The University of Sydney is the oldest university in Australia. The university was founded in Sydney in 1850. In 2009, the university had 47,775 students making it the second largest university in Australia.
The QS World University Rankings ranked the university as one of the world's top 25 universities for academic reputation, and top 4 in the world and first in Australia for graduate employability. It is one of the first universities in the world to admit students solely on academic merit, and opened their doors to women on the same basis as men.
Five Nobel and two Crafoord laureates have been affiliated with the university as graduates and faculty. The university has educated eight Australian prime ministers, including incumbent Prime Minister Anthony Albanese, two governors-general of Australia, thirteen Premiers of New South Wales including incumbent Premier Dominic Perrottet, and 24 justices of the High Court of Australia, including four chief justices. The university has produced 110 Rhodes Scholars and 19 Gates Scholars.
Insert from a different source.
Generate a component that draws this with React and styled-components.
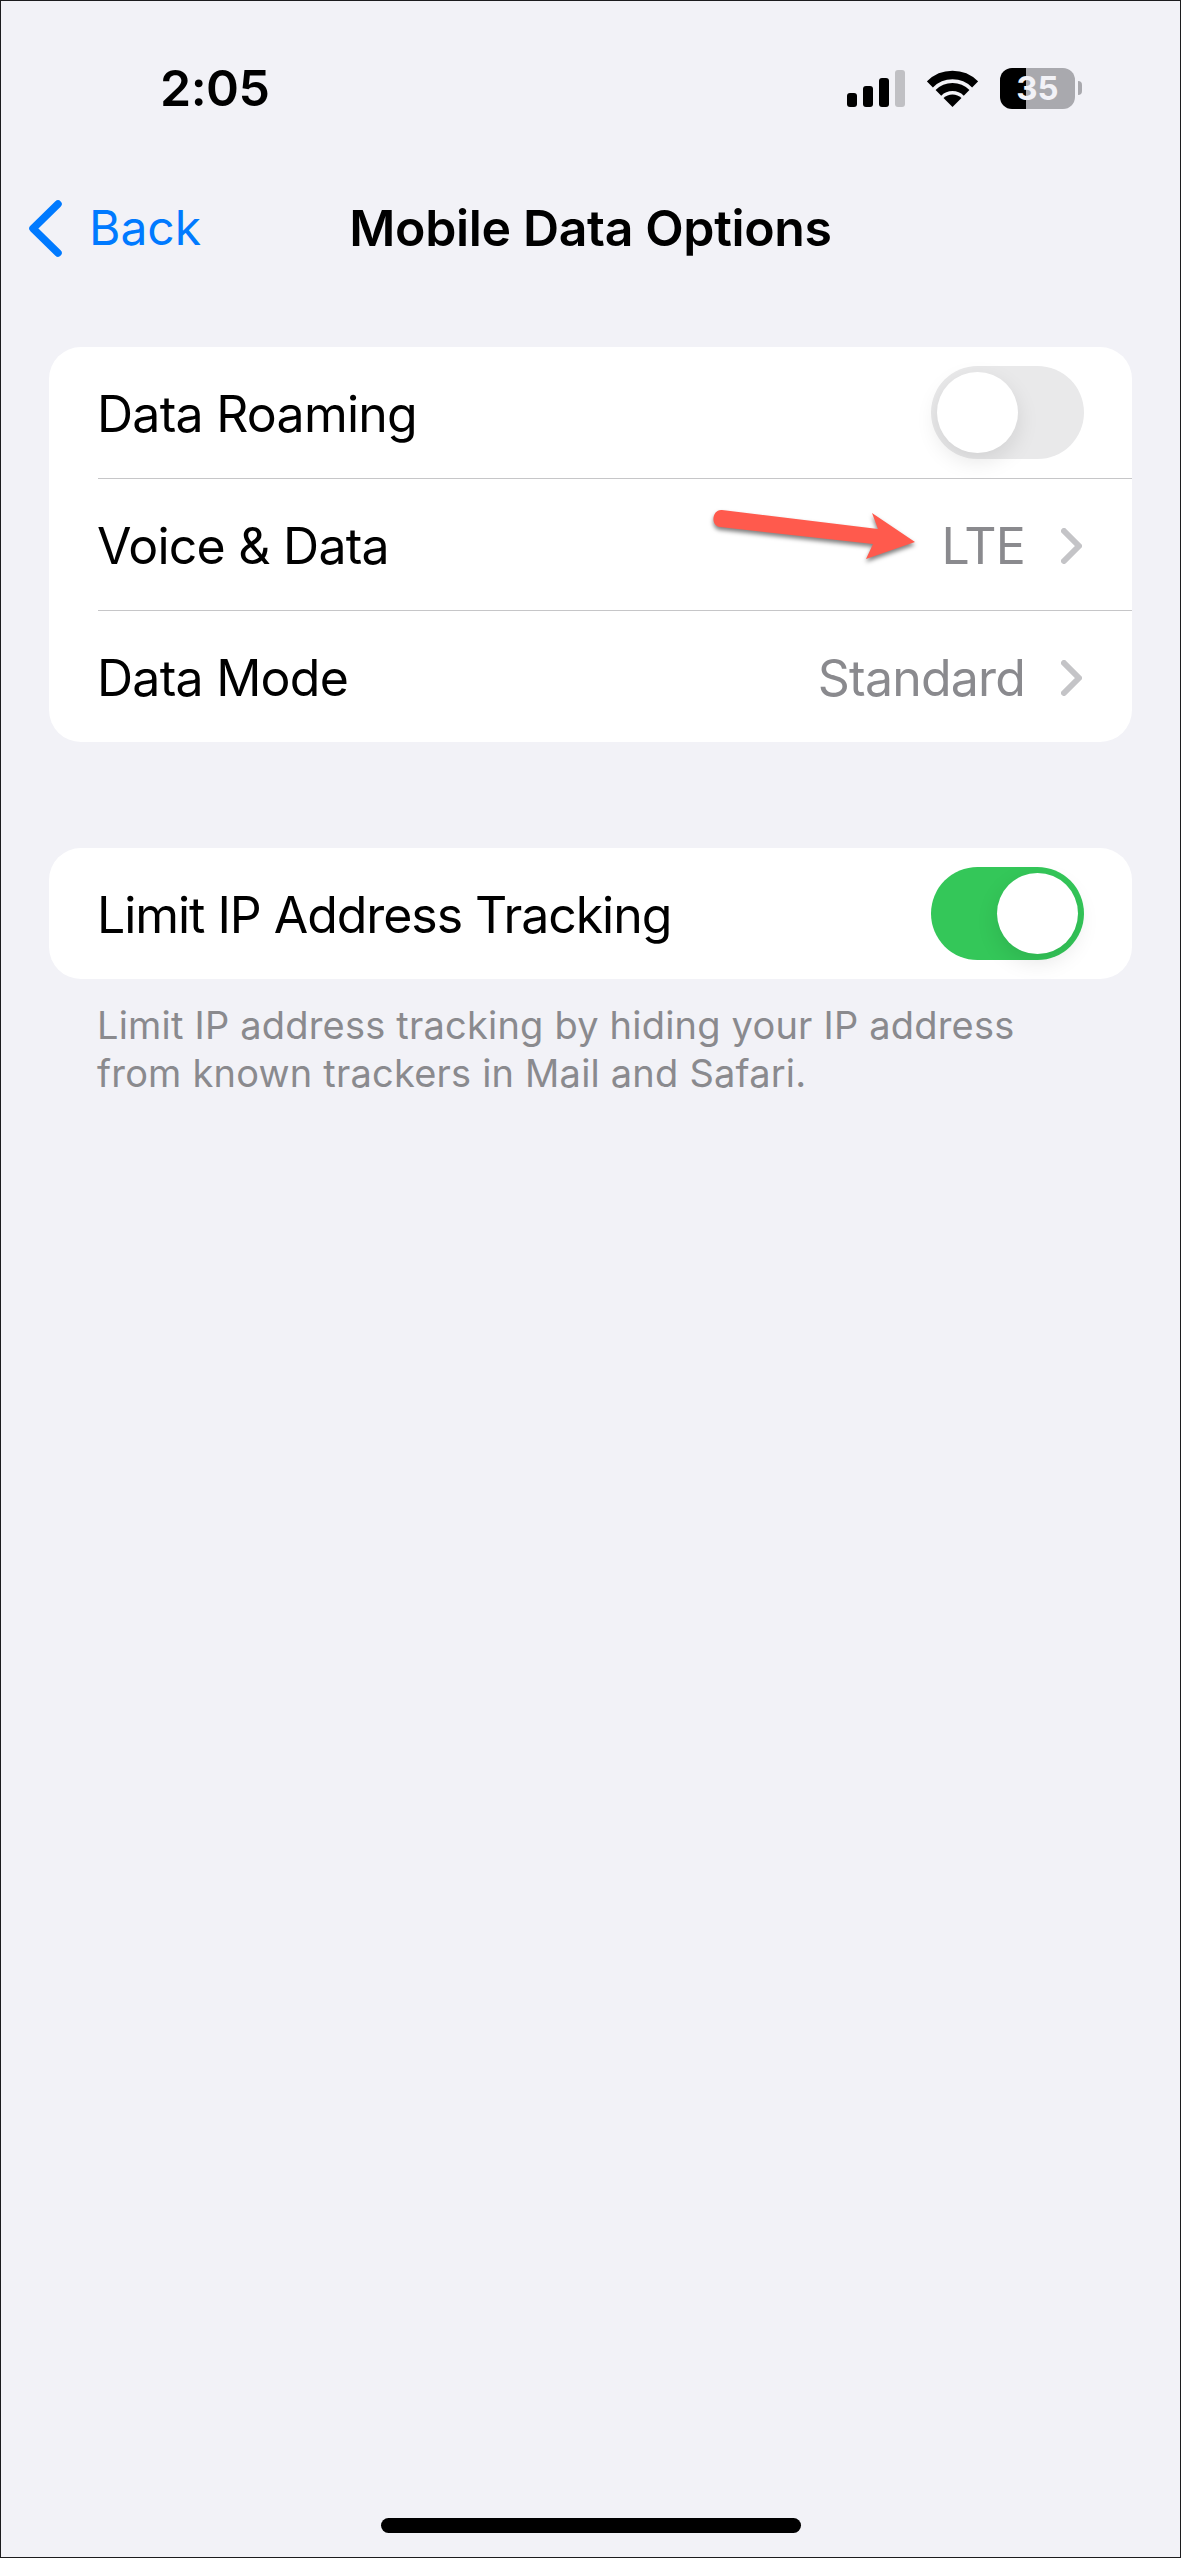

In 1848, William Wentworth, a University of Cambridge graduate, and Sir Charles Nicholson, a graduate of medicine from the University of Edinburgh Medical School, proposed a plan to expand the existing Sydney College into a larger university in the New South Wales Legislative Council. Wentworth argued that a state secular university was imperative for the growth of a society aspiring towards self-government, and that it would provide the opportunity for "the child of every class, to become great and useful in the destinies of his country". It took two attempts on Wentworth's behalf before the plan was finally adopted.